Inverse Laplace Transform 

The Inverse Laplace Transform is a mathematical process used to retrieve a time-domain function from its Laplace transform. It plays a crucial role in solving differential equations, control systems, and signal analysis. By applying the inverse Laplace transform, we can convert complex algebraic expressions in the s-domain back into original functions in the t-domain. Common techniques include partial fraction decomposition, standard transform pairs, and convolution theorem, making it a powerful tool in engineering and applied mathematics. 

1.0Inverse Laplace Transform Definition

The Inverse Laplace Transform is the process of determining the original time-domain function f(t) from its Laplace transform F(s). Mathematically, if a function f(t) has the Laplace transform F(s), then the inverse Laplace transform, denoted as $L^{-1}\{F(s)\}$, recovers f(t).

$f(t)=L^{-1}\{F(s)\}$

This operation is crucial for solving linear ordinary differential equations (ODEs) that are easier to handle in the Laplace domain and then revert to the time domain.

2.0Inverse Laplace Transform Formula

The formula for the inverse Laplace transform is typically derived from the Laplace transform table and the residue theorem. However, one commonly used method is by utilizing known pairs of Laplace transform functions and their corresponding time-domain functions.

$$\begin{gathered} \text{For instance, if:} \\ L(e^{at})=\frac{1}{s-a} \\ \text{then:} \\ {L}^{-1}\{\frac{1}{s-a}\}=e^{at}. \\ \text{Similarly, there are Inverse Laplace Transform formulas for various functions. Some of the most commonly used formulas include:} \\ {L}^{-1}\{\frac{1}{s^2+a^2}\}=\sin (at) \\ {L}^{-1}\{\frac{1}{s}\}=1 \\ {L}^{-1}\{\frac{1}{s^n}\}=\frac{t^{n-1}}{\Gamma (n)} \end{gathered}$$

3.0Inverse Laplace Transform Formula List

Here's a list of some useful Inverse Laplace Transform formulas:

4.0Inverse Laplace Transform by Partial Fraction

One of the most effective methods for finding the Inverse Laplace Transform is by breaking down a complex rational function into simpler fractions using partial fraction decomposition. This method is particularly useful when dealing with higher-order polynomials in the denominator.

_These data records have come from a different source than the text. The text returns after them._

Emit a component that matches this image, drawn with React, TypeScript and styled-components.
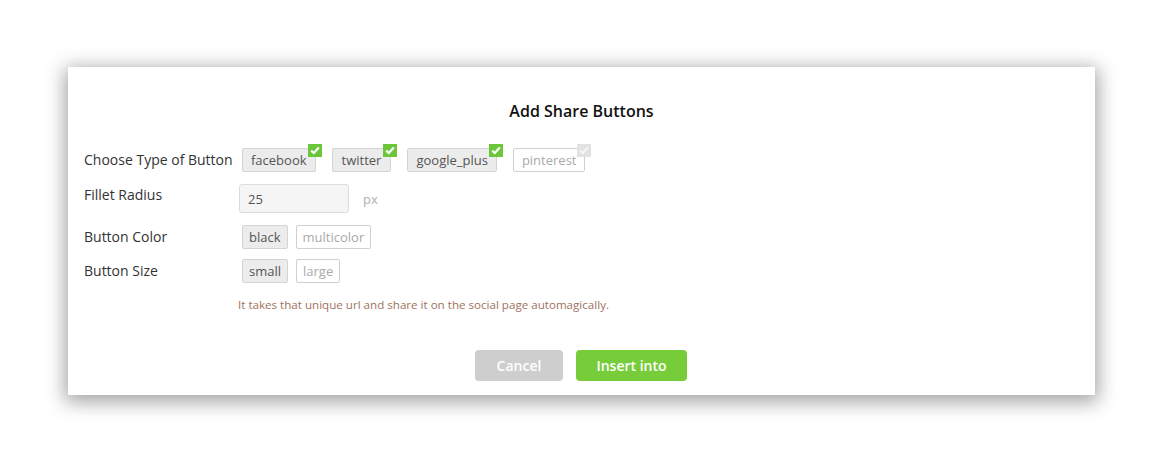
import React from "react";
import styled, { createGlobalStyle } from "styled-components";

const Global = createGlobalStyle`
  html, body { margin: 0; padding: 0; background: #fff; }
  body { font-family: "Open Sans", "Noto Sans", sans-serif; }
  * { box-sizing: border-box; }
`;

const Page = styled.div`
  width: 1163px;
  height: 463px;
  padding: 67px 0 0 68px;
`;

const Dialog = styled.div`
  width: 1027px;
  height: 328px;
  background: #fff;
  box-shadow: 0 4px 18px 3px rgba(0, 0, 0, 0.36);
  display: flex;
  flex-direction: column;
  padding: 33px 16px 0 16px;
`;

const Title = styled.h2`
  margin: 0 0 26px;
  text-align: center;
  font-size: 16px;
  line-height: 22px;
  font-weight: 600;
  color: #111;
`;

const Row = styled.div<{ $gap: number; $align?: string }>`
  display: flex;
  align-items: ${(p) => p.$align || "center"};
  margin-bottom: ${(p) => p.$gap}px;
`;

const Label = styled.div<{ $offset?: number }>`
  width: 155px;
  font-size: 14px;
  line-height: 20px;
  color: #333;
  margin-top: ${(p) => p.$offset || 0}px;
`;

const Chips = styled.div<{ $gap: number }>`
  display: flex;
  gap: ${(p) => p.$gap}px;
  padding-left: 3px;
`;

const Chip = styled.div<{ $on: boolean; $pad: number }>`
  position: relative;
  height: 24px;
  padding: 0 ${(p) => p.$pad}px;
  display: flex;
  align-items: center;
  font-size: 13px;
  border-radius: 2px;
  border: 1px solid ${(p) => (p.$on ? "#d4d4d4" : "#d0d0d0")};
  background: ${(p) => (p.$on ? "#ececec" : "#fff")};
  color: ${(p) => (p.$on ? "#555" : "#aaa")};
`;

const Check = styled.span<{ $on: boolean }>`
  position: absolute;
  right: -7px;
  top: -5px;
  width: 14px;
  height: 13px;
  background: ${(p) => (p.$on ? "#6cc63a" : "#e2e2e2")};
  display: flex;
  align-items: center;
  justify-content: center;
`;

const Input = styled.div`
  width: 110px;
  height: 29px;
  border: 1px solid #dcdcdc;
  border-radius: 3px;
  background: #f5f5f5;
  font-size: 13px;
  color: #555;
  display: flex;
  align-items: center;
  padding-left: 8px;
`;

const Unit = styled.span`
  align-self: center;
  margin-left: 14px;
  font-size: 13px;
  color: #b0b0b0;
`;

const Help = styled.p`
  margin: 0 0 37px 154px;
  font-size: 11.6px;
  line-height: 16px;
  color: #a0725e;
`;

const Actions = styled.div`
  display: flex;
  justify-content: center;
  gap: 13px;
  padding-right: 1px;
`;

const Btn = styled.button<{ $primary?: boolean }>`
  height: 31px;
  width: ${(p) => (p.$primary ? 111 : 88)}px;
  border: none;
  border-radius: 4px;
  font-family: "Open Sans", sans-serif;
  font-size: 14px;
  font-weight: 600;
  color: #fff;
  background: ${(p) => (p.$primary ? "#77cc3a" : "#cecece")};
`;

const Tick = ({ on }: { on: boolean }) => (
  <svg width="10" height="9" viewBox="0 0 10 9">
    <polyline
      points="1.2,4.6 3.8,7 8.8,1.6"
      fill="none"
      stroke={on ? "#fff" : "#f6f6f6"}
      strokeWidth="2.2"
    />
  </svg>
);

const Toggle = ({
  label,
  on,
  check,
  pad = 6,
}: {
  label: string;
  on: boolean;
  check?: boolean;
  pad?: number;
}) => (
  <Chip $on={on} $pad={pad}>
    {label}
    {check && (
      <Check $on={on}>
        <Tick on={on} />
      </Check>
    )}
  </Chip>
);

export default function App() {
  return (
    <Page>
      <Global />
      <Dialog>
        <Title>Add Share Buttons</Title>
        <Row $gap={12}>
          <Label>Choose Type of Button</Label>
          <Chips $gap={16}>
            <Toggle label="facebook" on check pad={8} />
            <Toggle label="twitter" on check pad={9} />
            <Toggle label="google_plus" on check pad={8} />
            <Toggle label="pinterest" on={false} check pad={8} />
          </Chips>
        </Row>
        <Row $gap={12} $align="flex-start">
          <Label $offset={1}>Fillet Radius</Label>
          <Input>25</Input>
          <Unit>px</Unit>
        </Row>
        <Row $gap={10}>
          <Label>Button Color</Label>
          <Chips $gap={8}>
            <Toggle label="black" on />
            <Toggle label="multicolor" on={false} />
          </Chips>
        </Row>
        <Row $gap={14}>
          <Label>Button Size</Label>
          <Chips $gap={8}>
            <Toggle label="small" on />
            <Toggle label="large" on={false} />
          </Chips>
        </Row>
        <Help>It takes that unique url and share it on the social page automagically.</Help>
        <Actions>
          <Btn>Cancel</Btn>
          <Btn $primary>Insert into</Btn>
        </Actions>
      </Dialog>
    </Page>
  );
}
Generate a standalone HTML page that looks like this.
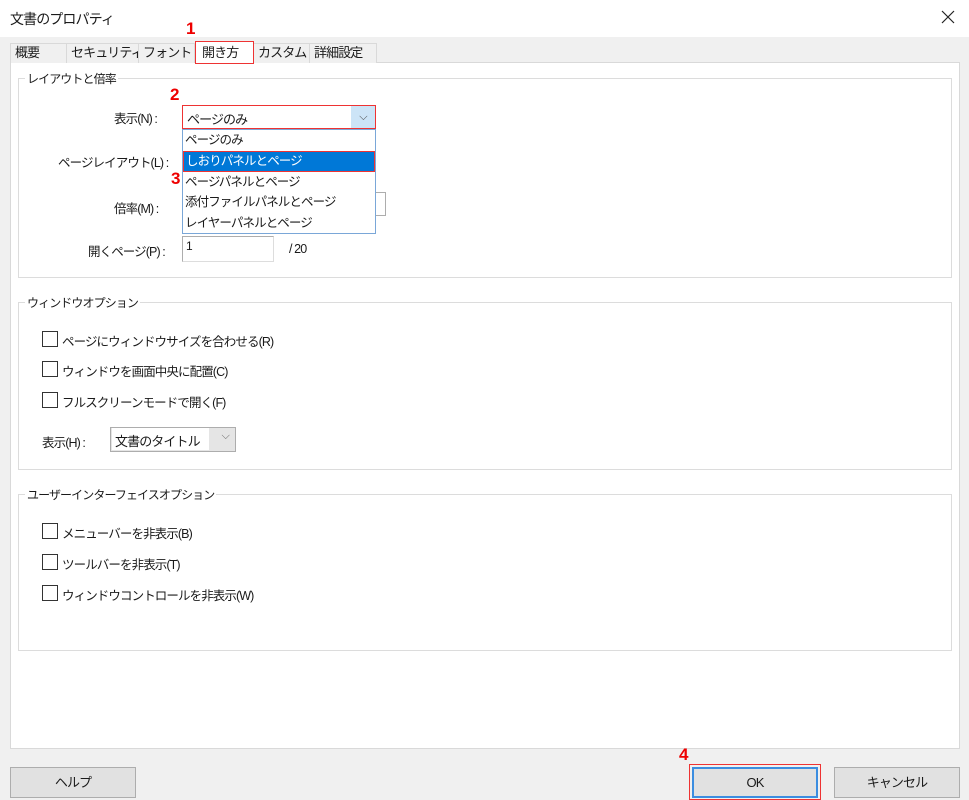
<!DOCTYPE html>
<html><head><meta charset="utf-8"><style>
*{box-sizing:border-box;margin:0;padding:0}
body{width:969px;height:800px;background:#f0f0f0;font-family:"Liberation Sans","Noto Sans CJK JP",sans-serif;font-size:12.5px;letter-spacing:-0.9px;color:#1a1a1a;position:relative;overflow:hidden}
.a{position:absolute;white-space:nowrap}
.tab{position:absolute;top:43px;height:20px;border:1px solid #d9d9d9;border-bottom:none;background:#f0f0f0;font-size:13px;line-height:18px;padding-left:4px;white-space:nowrap;overflow:hidden}
.grp{position:absolute;left:18px;width:934px;border:1px solid #dcdcdc}
.leg{position:absolute;top:-9px;left:6px;background:#fff;padding:0 2px;font-size:12px;white-space:nowrap}
.cb{position:absolute;width:16px;height:16px;border:1px solid #333;background:#fff}
.red{color:#e00;font-weight:bold;font-size:17px;letter-spacing:0}
.btn{position:absolute;top:767px;height:31px;border:1px solid #adadad;background:#e1e1e1;text-align:center;line-height:29px;font-size:13px}
</style></head><body>
<div class="a" style="left:0;top:0;width:969px;height:37px;background:#fff"></div>
<div class="a" style="left:10px;top:9px;font-size:14px">文書のプロパティ</div>
<svg class="a" style="left:941px;top:10px" width="14" height="14"><path d="M1 1L13 13M13 1L1 13" stroke="#222" stroke-width="1.2"/></svg>
<div class="a" style="left:10px;top:62px;width:950px;height:687px;background:#fff;border:1px solid #d9d9d9"></div>
<div class="tab" style="left:10px;width:57px">概要</div>
<div class="tab" style="left:66px;width:73px">セキュリティ</div>
<div class="tab" style="left:138px;width:57px">フォント</div>
<div class="tab" style="left:253px;width:57px">カスタム</div>
<div class="tab" style="left:309px;width:68px">詳細設定</div>
<div class="tab" style="left:195px;top:41px;width:59px;height:23px;background:#fff;border:1px solid #e33;line-height:22px;z-index:2;padding-left:6px">開き方</div>
<div class="a red" style="left:186px;top:19px">1</div>
<div class="grp" style="top:78px;height:200px"><div class="leg">レイアウトと倍率</div></div>
<div class="a" style="left:114px;top:108px">表示(N) :</div>
<div class="a" style="left:58px;top:152px">ページレイアウト(L) :</div>
<div class="a" style="left:114px;top:198px">倍率(M) :</div>
<div class="a" style="left:88px;top:241px">開くページ(P) :</div>
<div class="a" style="left:365px;top:192px;width:21px;height:24px;border:1px solid #adadad;background:#fff"></div>
<div class="a" style="left:182px;top:236px;width:92px;height:26px;border:1px solid #adadad;border-bottom-color:#ddd;border-right-color:#ddd;background:#fff;padding:2px 3px;font-size:12px">1</div>
<div class="a" style="left:289px;top:242px">/ 20</div>
<div class="a red" style="left:170px;top:85px">2</div>
<div class="a" style="left:182px;top:105px;width:194px;height:24px;border:1px solid #e33;background:#fff;padding:3px 4px;font-size:13px">ページのみ<div style="position:absolute;right:0;top:0;width:24px;height:22px;background:#cce4f7;text-align:center;color:#444;font-size:11px;line-height:22px">⌵</div></div>
<div class="a" style="left:182px;top:129px;width:194px;height:105px;border:1px solid #7aa7d8;background:#fff;font-size:12.5px;line-height:20.6px">
<div style="padding-left:2px">ページのみ</div>
<div style="background:#0078d7;color:#fff;border:1.5px solid #e33;padding-left:2px;line-height:18px;height:21px">しおりパネルとページ</div>
<div style="padding-left:2px">ページパネルとページ</div>
<div style="padding-left:2px">添付ファイルパネルとページ</div>
<div style="padding-left:2px">レイヤーパネルとページ</div>
</div>
<div class="a red" style="left:171px;top:169px">3</div>
<div class="grp" style="top:302px;height:168px"><div class="leg">ウィンドウオプション</div></div>
<div class="cb" style="left:42px;top:331px"></div><div class="a" style="left:62px;top:331px">ページにウィンドウサイズを合わせる(R)</div>
<div class="cb" style="left:42px;top:361px"></div><div class="a" style="left:62px;top:361px">ウィンドウを画面中央に配置(C)</div>
<div class="cb" style="left:42px;top:392px"></div><div class="a" style="left:62px;top:392px">フルスクリーンモードで開く(F)</div>
<div class="a" style="left:42px;top:432px">表示(H) :</div>
<div class="a" style="left:110px;top:427px;width:126px;height:25px;border:1px solid #adadad;background:#e5e5e5;font-size:13px;padding:2px 4px"><span style="background:#fff;display:inline-block;width:97px;margin:-2px 0 0 -3px;padding:3px 3px;height:22px">文書のタイトル</span><span style="position:absolute;right:6px;top:2px;color:#666;font-size:11px">⌵</span></div>
<div class="grp" style="top:494px;height:157px"><div class="leg">ユーザーインターフェイスオプション</div></div>
<div class="cb" style="left:42px;top:523px"></div><div class="a" style="left:62px;top:523px">メニューバーを非表示(B)</div>
<div class="cb" style="left:42px;top:554px"></div><div class="a" style="left:62px;top:554px">ツールバーを非表示(T)</div>
<div class="cb" style="left:42px;top:585px"></div><div class="a" style="left:62px;top:585px">ウィンドウコントロールを非表示(W)</div>
<div class="btn" style="left:10px;width:126px">ヘルプ</div>
<div class="a" style="left:689px;top:764px;width:132px;height:36px;border:1px solid #e33"></div>
<div class="btn" style="left:692px;width:126px;border:2px solid #3b8de0;line-height:27px">OK</div>
<div class="btn" style="left:834px;width:126px">キャンセル</div>
<div class="a red" style="left:679px;top:745px">4</div>
</body></html>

Steps for Partial Fraction Decomposition:

1. Express the Function in Partial Fractions: Break the rational function into simpler terms (fractions) that are easier to transform.
2. Find the Inverse Laplace of Each Term: For each simplified term, apply known inverse Laplace transforms from the table or formula list.
3. Combine the Results: Add up the inverse transforms of the individual terms to obtain the final result.

For example, consider finding the Inverse Laplace Transform of:

$\frac{s+2}{s^2+3s+2}$

This would be broken into partial fractions, and each fraction would then be inverted individually.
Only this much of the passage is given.